How routine it is to be asked to “leave a review”; much of our on-line shopping or holiday bookings will end up with a request for a review. If you have ever wondered who on earth has the time in their day to bother, the Competitions and Marketing Authority has partly answered the question by revealing that amongst the plethora of reviews a significant proportion are bogus, either being false positives or falsely negative reviews.
In its Report “Online Reviews and Endorsements Report on the CMA’s call for information” released 19th June, the CMA’s research has identified that 54% of adults read on-line reviews. The CMA estimates that £23 billion of UK consumer spending is potentially influenced by on-line reviews. Furthermore, between 76% and 80% of customers thought it “very likely” or “fairly likely” that the reviews had been written by genuine customers. Although the reassuring picture in practice is that of those surveyed only between 4 % and 8% felt that their experience was a “little worse” or “much worse” than the experience suggested by the reviews, nonetheless there remains a not insignificant cohort whose disappointment may lie not such much down to bad luck or unrealistic expectations, but positive cheating, to put it bluntly.
So, given the optimistic confidence rating (and our intrinsically trusting natures), and the scale of the turnover at stake, it is unsurprising to discover that there are unscrupulous “reviewers” who are out to inflate artificially their product. What is more sinister is the flip side of writing deliberately false reviews to undermine the market worth of a competitor.

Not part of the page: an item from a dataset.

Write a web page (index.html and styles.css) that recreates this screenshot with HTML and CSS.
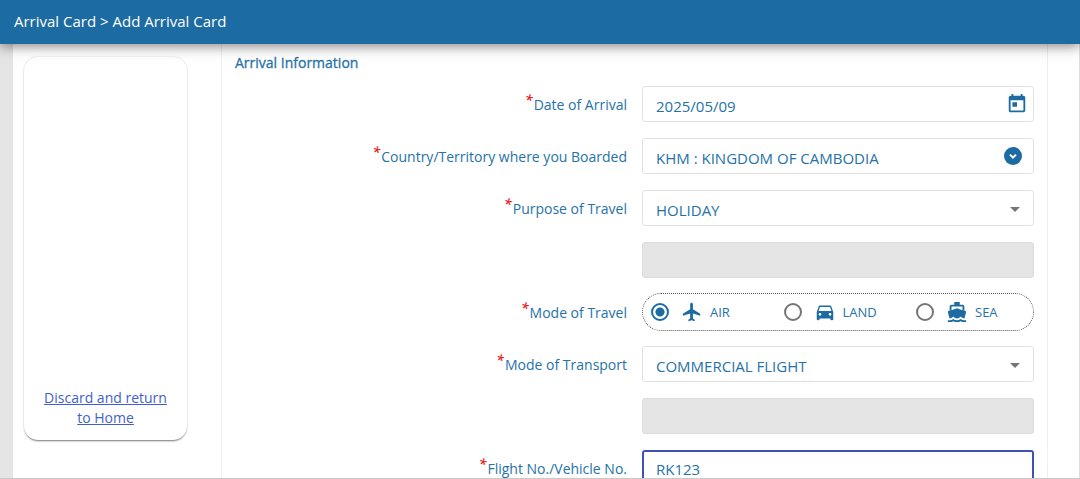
FILE: index.html
```html
<!DOCTYPE html>
<html lang="en">
<head>
  <meta charset="UTF-8">
  <meta name="viewport" content="width=device-width, initial-scale=1.0">
  <title>Add Arrival Card</title>
  <link rel="stylesheet" href="styles.css">
</head>
<body>
  <header class="topbar">Arrival Card &gt; Add Arrival Card</header>

  <div class="page">
    <aside class="side-card">
      <a href="#">Discard and return to Home</a>
    </aside>

    <main class="panel">
      <h2>Arrival Information</h2>

      <form class="arrival-form">
        <div class="row">
          <label for="arrival-date"><span class="required">*</span>Date of Arrival</label>
          <div class="field">
            <input type="text" id="arrival-date" value="2025/05/09">
            <button type="button" class="field-button calendar" aria-label="Open calendar">
              <svg viewBox="0 0 24 24" width="22" height="22"><path d="M19 3h-1V1h-2v2H8V1H6v2H5c-1.100 0-2 .9-2 2v14c0 1.100.9 2 2 2h14c1.100 0 2-.9 2-2V5c0-1.100-.9-2-2-2zm0 16H5V8h14v11zM7 10h5v5H7z"/></svg>
            </button>
          </div>
        </div>

        <div class="row">
          <label for="country"><span class="required">*</span>Country/Territory where you Boarded</label>
          <div class="field">
            <input type="text" id="country" value="KHM : KINGDOM OF CAMBODIA">
            <button type="button" class="field-button list" aria-label="Show countries">
              <svg viewBox="0 0 18 18" width="18" height="18"><circle cx="9" cy="9" r="9"/><path class="chevron" d="M6 7.600l3 3 3-3"/></svg>
            </button>
          </div>
        </div>

        <div class="row">
          <label for="purpose"><span class="required">*</span>Purpose of Travel</label>
          <div class="field">
            <select id="purpose"><option>HOLIDAY</option></select>
            <svg class="arrow" viewBox="0 0 10 5" width="10" height="5"><path d="M0 0h10L5 5z"/></svg>
          </div>
        </div>

        <div class="row">
          <div class="field second"><input type="text" aria-label="Other purpose of travel" disabled></div>
        </div>

        <div class="row">
          <span class="label" id="mode-label"><span class="required">*</span>Mode of Travel</span>
          <div class="modes" role="radiogroup" aria-labelledby="mode-label">
            <label class="mode">
              <input type="radio" name="mode" checked>
              <svg viewBox="0 0 24 24" width="22" height="22"><path d="M21 16v-2l-8-5V3.500c0-.83-.67-1.500-1.500-1.500S10 2.670 10 3.500V9l-8 5v2l8-2.500V19l-2 1.500V22l3.500-1 3.500 1v-1.500L13 19v-5.500l8 2.500z"/></svg>
              AIR
            </label>
            <label class="mode">
              <input type="radio" name="mode">
              <svg viewBox="0 0 24 24" width="22" height="22"><path d="M18.920 6.010C18.720 5.420 18.160 5 17.500 5h-11c-.66 0-1.210.42-1.420 1.010L3 12v8c0 .55.45 1 1 1h1c.55 0 1-.45 1-1v-1h12v1c0 .55.45 1 1 1h1c.55 0 1-.45 1-1v-8l-2.080-5.990zM6.500 16c-.83 0-1.500-.67-1.500-1.500S5.670 13 6.500 13s1.500.67 1.500 1.500S7.330 16 6.500 16zm11 0c-.83 0-1.500-.67-1.500-1.500s.67-1.500 1.500-1.500 1.500.67 1.500 1.500-.67 1.500-1.500 1.500zM5 11l1.500-4.500h11L19 11H5z"/></svg>
              LAND
            </label>
            <label class="mode">
              <input type="radio" name="mode">
              <svg viewBox="0 0 24 24" width="22" height="22"><path d="M20 21c-1.390 0-2.780-.47-4-1.320-2.440 1.710-5.560 1.710-8 0C6.780 20.530 5.390 21 4 21H2v2h2c1.380 0 2.740-.35 4-.99 2.520 1.290 5.480 1.290 8 0 1.260.65 2.620.99 4 .99h2v-2h-2zM3.950 19H4c1.600 0 3.020-.88 4-2 .98 1.120 2.400 2 4 2s3.020-.88 4-2c.98 1.120 2.400 2 4 2h.05l1.890-6.680c.08-.26.06-.54-.06-.78s-.34-.42-.6-.5L20 10.620V6c0-1.100-.9-2-2-2h-3V1H9v3H6c-1.100 0-2 .9-2 2v4.620l-1.290.42c-.26.08-.48.26-.6.5s-.15.520-.06.780L3.950 19zM6 6h12v3.970L12 8 6 9.970V6z"/></svg>
              SEA
            </label>
          </div>
        </div>

        <div class="row">
          <label for="transport"><span class="required">*</span>Mode of Transport</label>
          <div class="field">
            <select id="transport"><option>COMMERCIAL FLIGHT</option></select>
            <svg class="arrow" viewBox="0 0 10 5" width="10" height="5"><path d="M0 0h10L5 5z"/></svg>
          </div>
        </div>

        <div class="row">
          <div class="field second"><input type="text" aria-label="Other mode of transport" disabled></div>
        </div>

        <div class="row">
          <label for="flight"><span class="required">*</span>Flight No./Vehicle No.</label>
          <div class="field"><input type="text" id="flight" class="active" value="RK123"></div>
        </div>
      </form>
    </main>
  </div>
</body>
</html>
```

FILE: styles.css
```css
* { margin: 0; padding: 0; box-sizing: border-box; }

body {
  display: flex;
  flex-direction: column;
  height: 100vh;
  overflow: hidden;
  background: #e5e5e5;
  border-bottom: 1px solid #c8c8c8;
  color: #2672a8;
  font-family: "Open Sans", sans-serif;
  font-size: 14px;
  line-height: 20px;
}

.topbar {
  position: relative;
  z-index: 1;
  flex: none;
  padding: 11px 14px 13px;
  background: #1c6ba3;
  box-shadow: 0 2px 12px rgba(0,0,0,0.5);
  color: white;
  font-size: 15px;
}

.page {
  display: flex;
  flex: 1;
  align-items: flex-start;
  gap: 34px;
  min-height: 0;
  margin-left: 13px;
  padding: 0 31px 0 11px;
  overflow: hidden;
  background: white;
  border-right: 1px solid #ddd;
}

.side-card {
  display: flex;
  align-items: flex-end;
  flex: none;
  width: 163px;
  height: 383px;
  margin-top: 13px;
  padding: 12px;
  border-radius: 14px;
  box-shadow: 0 2px 2px -1px rgba(0,0,0,0.5), 0 0 2px rgba(0,0,0,0.2);
  text-align: center;
}
.side-card a { color: #3f5fcb; }

.panel {
  flex: 1;
  padding: 9px 13px;
  border: solid #eee;
  border-width: 0 1px;
}
.panel h2 {
  font-size: 14px;
  line-height: 20px;
  font-weight: normal;
  -webkit-text-stroke: thin #2672a8;
}

.arrival-form { padding-top: 5px; }

.row {
  display: grid;
  grid-template-columns: 1fr 1fr;
  column-gap: 15px;
  align-items: center;
  height: 52px;
}
.row > label, .label { text-align: right; }
.required {
  margin-right: 1px;
  color: #e8201e;
  font-style: italic;
  font-weight: 600;
  line-height: 1;
  vertical-align: 5px;
}

.field { position: relative; }
.second { grid-column: 2; }

.field input, .field select {
  display: block;
  width: 100%;
  height: 36px;
  padding: 3px 40px 0 13px;
  border: 1px solid #e2e2e2;
  border-radius: 3px;
  background: white;
  color: #2672a8;
  font: inherit;
  font-size: 15px;
  appearance: none;
  outline: none;
}
.field input:disabled { background: #e5e5e5; border-color: #dcdcdc; }
.field input.active { border: 2px solid #3f51b5; padding: 2px 12px 0; }

.field-button {
  position: absolute;
  top: 0;
  bottom: 0;
  border: none;
  background: none;
  cursor: pointer;
}
.calendar { right: 6px; }
.list { right: 12px; }

svg { display: block; flex: none; fill: #1c6ba3; }
.chevron { fill: none; stroke: white; stroke-width: 2; }
.arrow {
  position: absolute;
  right: 14px;
  top: 17px;
  fill: #757575;
  pointer-events: none;
}

.modes {
  display: grid;
  grid-template-columns: 1fr 1fr 117px;
  align-items: center;
  height: 38px;
  padding-left: 8px;
  border: 1px dotted #555;
  border-radius: 19px;
}
.mode { display: flex; align-items: center; font-size: 13px; }
.mode svg { margin: 0 7px 0 12px; }
.mode input {
  width: 18px;
  height: 18px;
  border: 2px solid #757575;
  border-radius: 50%;
  appearance: none;
}
.mode input:checked {
  border-color: #1c6ba3;
  background: radial-gradient(#1c6ba3 4px, transparent 5px);
}
```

The Consumer Protection from Unfair Trading Regulations 2008 (“CPRs”) [in force May 2008] implemented the Unfair Commercial Practices Directive UCPD into English law. Regulation 3 of the CPR contains a general prohibition on unfair commercial practices. In summary the over-arching concept is one of professional diligence – honest market practice and good faith – to prevent the distortion of the economic behaviour of the average consumer. So deciding to prefer one resort hotel over another based on a bogus review favourable to the one you click on would be distorting the economic behaviour of the holiday maker. Regulation 5 prohibits misleading action, that includes giving consumers false information, or, perhaps more importantly, deceptive presentations which are not actually factually incorrect – so no more “economical with the actualite”.
Enforcement around the world still seems to be at either the consultation and guidance stage, with agencies using undertakings and, and in the United Kingdom the Advertising Standards Agency using its adjudications processes against misleading advertising. It seems, according to the CMA’s Report, that the toughest approach so far seems to be France, Italy (fines) and the USA (enforcement action brought by the New York State Attorney General’s Office). Here, some breaches of the CPRs can carry criminal sanctions and those offences include contravention of the general prohibition on unfair commercial practices and misleading practices.
This recent assessment of the real problem of bogus on-line reviewing, in its context of a valuable market economically and a ripe field to exploit in terms of a largely trusting population, is a headache that may well need tough action to try to deter the more systematically unscrupulous. Into the future, no business or its legal advisors should be left under any misapprehension that such bogus behaviour may simply be a matter between one’s client and the ASA, as the CMA has set out its expectations going forward, amongst a lengthy list [paragraph 1.14]: no business should pretend to be a customer or write fake reviews, no business should unreasonably delay bad reviews, businesses should have in place appropriate procedures to detect, remove and act promptly as regards suspected fake reviews. At paragraph 1.20 the CMA sets out its clear position of continuing to work and “if we find evidence of consumer law breaches, this may lead to further enforcement work by the CMA and our partners.”
So although the truth might hurt, the prudent advice is to leave it unvarnished to avoid some potentially serious and unwelcome public economic and financial damage being done through the law enforcement arena.